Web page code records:
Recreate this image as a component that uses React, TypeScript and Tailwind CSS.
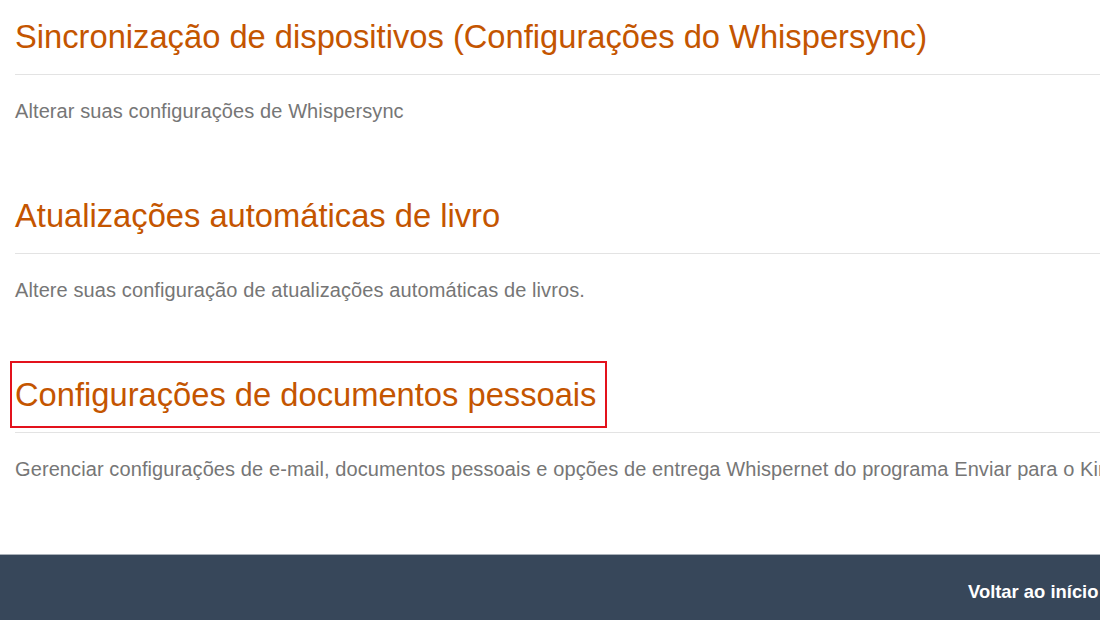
import React from "react";

type Section = {
  title: string;
  description: string;
  highlighted?: boolean;
};

const sections: Section[] = [
  {
    title: "Sincronização de dispositivos (Configurações do Whispersync)",
    description: "Alterar suas configurações de Whispersync",
  },
  {
    title: "Atualizações automáticas de livro",
    description: "Altere suas configuração de atualizações automáticas de livros.",
  },
  {
    title: "Configurações de documentos pessoais",
    description:
      "Gerenciar configurações de e-mail, documentos pessoais e opções de entrega Whispernet do programa Enviar para o Kindle.",
    highlighted: true,
  },
];

function SettingsSection({ title, description, highlighted }: Section) {
  return (
    <section className="mb-[73px]">
      <div className="relative">
        <h2 className="text-[32.7px] leading-[40px] font-normal text-[#c45500] whitespace-nowrap">
          {title}
        </h2>
        {highlighted && (
          <span className="pointer-events-none absolute left-[-5px] top-[-14px] h-[67px] w-[597px] border-2 border-[#e3121c]" />
        )}
      </div>
      <div className="mt-[17px] h-px bg-[#e3e3e3]" />
      <p className="mt-[24px] text-[20px] leading-[24px] text-[#767676] whitespace-nowrap tracking-[0.1px]">
        {description}
      </p>
    </section>
  );
}

export default function App() {
  return (
    <div
      className="h-[620px] w-[1100px] overflow-hidden bg-white"
      style={{ fontFamily: '"Liberation Sans", Arial, sans-serif' }}
    >
      <div className="w-[1260px]">
        <main className="pl-[15px] pt-[17px]">
          {sections.map((s) => (
            <SettingsSection key={s.title} {...s} />
          ))}
        </main>
        <footer className="h-[80px] border-t border-[#aab1b9] bg-[#37475a] pl-[968px] pt-[25px]">
          <a className="text-[18.4px] font-bold leading-[24px] text-white whitespace-nowrap">
            Voltar ao início
          </a>
        </footer>
      </div>
    </div>
  );
}
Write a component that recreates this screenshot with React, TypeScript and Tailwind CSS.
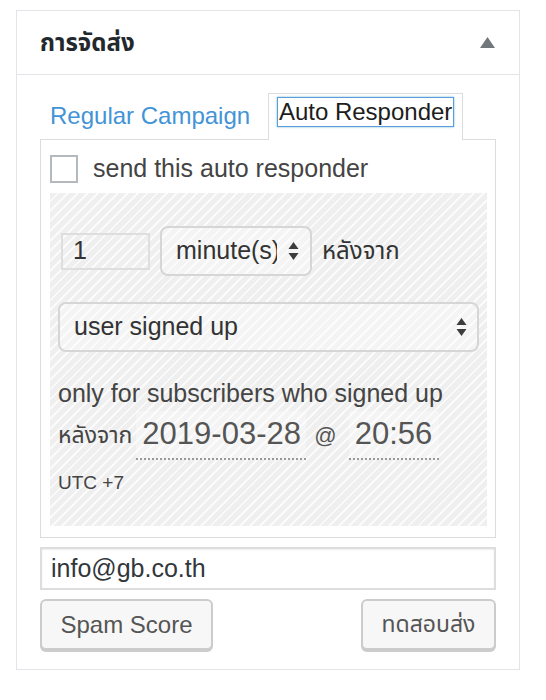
import React from 'react';

const font = { fontFamily: '"Liberation Sans", "Noto Sans", "Noto Sans Thai", "DejaVu Sans", sans-serif' };

function SelectArrows() {
    return (
        <svg width="11" height="20" viewBox="0 0 11 20" className="shrink-0">
            <path d="M5.5 1 L10.5 8 L0.5 8 Z" fill="#3c3c3c" />
            <path d="M5.5 19 L10.5 12 L0.5 12 Z" fill="#3c3c3c" />
        </svg>
    );
}

export default function App() {
    return (
        <div className="w-[546px] h-[700px] bg-white pt-[10px] pl-[16px] text-[#444]" style={font}>
            <div className="w-[504px] border border-[#e2e4e7] bg-white">
                {/* header */}
                <div className="h-[64px] flex items-center justify-between border-b border-[#e2e4e7] pl-[23px] pr-[24px]">
                    <h2 className="text-[24px] font-bold text-[#23282d] leading-none">การจัดส่ง</h2>
                    <svg width="15" height="11" viewBox="0 0 15 11">
                        <path d="M7.5 0 L15 11 L0 11 Z" fill="#72777c" />
                    </svg>
                </div>

                <div className="px-[23px] pt-[18px] pb-[19px]">
                    {/* tabs */}
                    <div className="flex items-end h-[46px] relative">
                        <div className="pl-[10px] pr-[18px] h-[46px] flex items-center">
                            <span className="text-[24px] text-[#4394d6]">Regular Campaign</span>
                        </div>
                        <div className="h-[47px] w-[195px] border border-b-0 border-[#dcdcdc] bg-white flex items-start justify-center pt-[3px] relative z-10 -mb-px">
                            <span className="text-[24px] leading-[28px] text-[#1d1d1d] border-[1.5px] border-[#5b9dd9] px-[1px] shadow-[0_0_2px_rgba(30,140,190,0.6)]">Auto Responder</span>
                        </div>
                    </div>

                    {/* tab content */}
                    <div className="border border-[#dcdcdc] bg-white pl-[9px] pr-[8px] pt-[14px] pb-[11px]">
                        <label className="flex items-center gap-[15px] h-[29px]">
                            <span className="w-[28px] h-[28px] border-2 border-[#b4b9be] bg-white shrink-0" />
                            <span className="text-[25px] text-[#444]">send this auto responder</span>
                        </label>

                        <div className="mt-[10px] h-[333px] px-[8px] pt-[33px] bg-[repeating-linear-gradient(135deg,#efefef_0px,#efefef_5px,#fbfbfb_5px,#fbfbfb_7px)]">
                            <div className="flex items-center h-[50px]">
                                <div className="ml-[3px] w-[89px] h-[37px] border-2 border-[#dedede] flex items-center pl-[10px] text-[25px] text-[#333]">1</div>
                                <div className="ml-[10px] w-[152px] h-[50px] rounded-[8px] border-2 border-[#d6d6d6] bg-white/30 flex items-center pl-[14px]">
                                    <span className="w-[101px] text-[25px] text-[#333] overflow-hidden whitespace-nowrap">minute(s)</span>
                                    <span className="ml-[11px] flex"><SelectArrows /></span>
                                </div>
                                <span className="ml-[10px] text-[24px] text-[#333]">หลังจาก</span>
                            </div>

                            <div className="mt-[26px] h-[50px] rounded-[8px] border-2 border-[#d6d6d6] bg-white/30 flex items-center justify-between pl-[14px] pr-[10px]">
                                <span className="text-[25px] text-[#333]">user signed up</span>
                                <SelectArrows />
                            </div>

                            <p className="mt-[25px] text-[25px] leading-[32px] text-[#444]">only for subscribers who signed up</p>
                            <div className="flex items-center mt-[1px] h-[50px]">
                                <span className="text-[23px] text-[#444]">หลังจาก</span>
                                <span className="ml-[4px] w-[170px] h-[49px] border-b-2 border-dotted border-[#999] bg-white/30 flex items-center pl-[6px] text-[31px] text-[#555]">2019-03-28</span>
                                <span className="ml-[8px] text-[22px] text-[#555]">@</span>
                                <span className="ml-[12px] w-[90px] h-[49px] border-b-2 border-dotted border-[#999] bg-white/30 flex items-center pl-[6px] text-[31px] text-[#555]">20:56</span>
                            </div>
                            <p className="mt-[9px] text-[19px] text-[#444]">UTC +7</p>
                        </div>
                    </div>

                    {/* email */}
                    <div className="mt-[9px] h-[43px] border-2 border-[#dddddd] shadow-[inset_0_1px_2px_rgba(0,0,0,0.07)] flex items-center pl-[9px] text-[25px] text-[#32373c]">
                        info@gb.co.th
                    </div>

                    {/* buttons */}
                    <div className="mt-[9px] flex justify-between">
                        <button className="w-[173px] h-[51px] rounded-[6px] border-2 border-[#cccccc] bg-[#f7f7f7] shadow-[0_2px_0_#cccccc] text-[24px] text-[#555]">Spam Score</button>
                        <button className="w-[135px] h-[51px] rounded-[6px] border-2 border-[#cccccc] bg-[#f7f7f7] shadow-[0_2px_0_#cccccc] text-[23px] text-[#555]">ทดสอบส่ง</button>
                    </div>
                </div>
            </div>
        </div>
    );
}
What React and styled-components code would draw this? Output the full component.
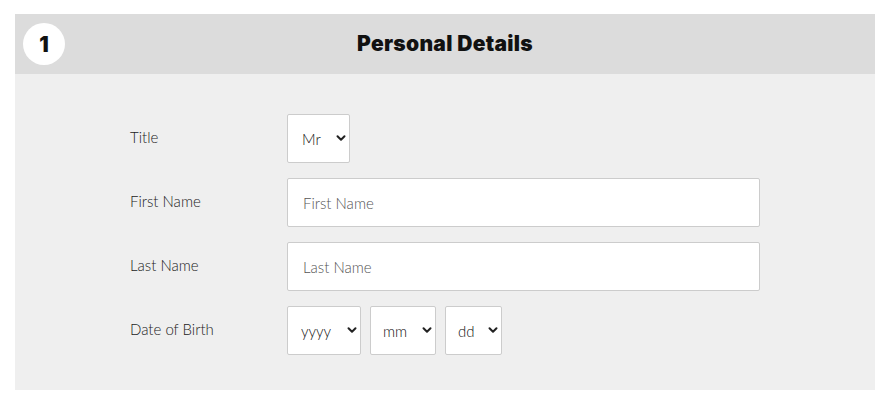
import React from "react"
import styled, { createGlobalStyle } from "styled-components"

const GlobalStyle = createGlobalStyle`
  body {
    margin: 0;
    background: #fff;
    font-family: "Lato", "Open Sans", sans-serif;
  }
`

const Page = styled.div`
  padding: 14px 15px 0;
`

const Section = styled.section`
  width: 860px;
  background-color: #efefef;
`

const Header = styled.header`
  position: relative;
  height: 60px;
  background-color: #dcdcdc;
  display: flex;
  align-items: center;
  justify-content: center;
`

const Step = styled.span`
  position: absolute;
  left: 8px;
  top: 9px;
  width: 42px;
  height: 42px;
  border-radius: 50%;
  background: #fff;
  display: flex;
  align-items: center;
  justify-content: center;
  font-family: "Inter", sans-serif;
  font-size: 21px;
  font-weight: 900;
  color: #111;
`

const Heading = styled.h2`
  margin: 0 0 1px;
  font-family: "Inter", sans-serif;
  font-size: 21px;
  font-weight: 900;
  color: #111;
  letter-spacing: 0.3px;
`

const Body = styled.div`
  padding: 40px 0 35px 115px;
  display: flex;
  flex-direction: column;
  gap: 15px;
`

const Row = styled.div`
  display: flex;
  align-items: center;
  height: 49px;
`

const Label = styled.label`
  width: 157px;
  font-size: 15px;
  font-weight: 300;
  color: #222;
  margin-top: -4px;
`

const Controls = styled.div`
  display: flex;
  gap: 9px;
`

const TextInput = styled.input`
  box-sizing: border-box;
  width: 473px;
  height: 49px;
  padding: 0 15px;
  border: 1px solid #cccccc;
  border-radius: 2px;
  background: #fff;
  font-family: "Lato", sans-serif;
  font-weight: 300;
  font-size: 15px;
  color: #222;
  outline: none;

  &::placeholder {
    color: #555;
  }
`

const SelectWrap = styled.div`
  position: relative;
  width: ${(p) => p.$width}px;
  height: 49px;
`

const Select = styled.select`
  appearance: none;
  box-sizing: border-box;
  width: 100%;
  height: 100%;
  padding: 0 0 0 ${(p) => p.$pad}px;
  border: 1px solid #cccccc;
  border-radius: 2px;
  background: #fff;
  font-family: "Lato", sans-serif;
  font-weight: 300;
  font-size: 15px;
  color: #111;
  outline: none;
`

const Chevron = styled.svg`
  position: absolute;
  right: 4px;
  top: 19px;
  width: 10px;
  height: 10px;
  pointer-events: none;
`

const Dropdown = ({ width, pad, options }) => (
  <SelectWrap $width={width}>
    <Select $pad={pad}>
      {options.map((o) => (
        <option key={o}>{o}</option>
      ))}
    </Select>
    <Chevron viewBox="0 0 10 10">
      <path
        d="M1.5 3.2 L5 6.7 L8.5 3.2"
        fill="none"
        stroke="#222"
        strokeWidth="2"
        strokeLinecap="round"
        strokeLinejoin="round"
      />
    </Chevron>
  </SelectWrap>
)

const App = () => (
  <>
    <GlobalStyle />
    <Page>
      <Section>
        <Header>
          <Step>1</Step>
          <Heading>Personal Details</Heading>
        </Header>
        <Body>
          <Row>
            <Label>Title</Label>
            <Controls>
              <Dropdown width={63} pad={14} options={["Mr", "Mrs", "Ms", "Dr"]} />
            </Controls>
          </Row>
          <Row>
            <Label>First Name</Label>
            <TextInput placeholder="First Name" />
          </Row>
          <Row>
            <Label>Last Name</Label>
            <TextInput placeholder="Last Name" />
          </Row>
          <Row>
            <Label>Date of Birth</Label>
            <Controls>
              <Dropdown width={74} pad={13} options={["yyyy"]} />
              <Dropdown width={66} pad={12} options={["mm"]} />
              <Dropdown width={57} pad={12} options={["dd"]} />
            </Controls>
          </Row>
        </Body>
      </Section>
    </Page>
  </>
)

export default App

**TO BE DONE**
Copy every line in the entries above that has the string "Tailwind" in it.

**RESPONSE**
Recreate this image as a component that uses React, TypeScript and Tailwind CSS.
Write a component that recreates this screenshot with React, TypeScript and Tailwind CSS.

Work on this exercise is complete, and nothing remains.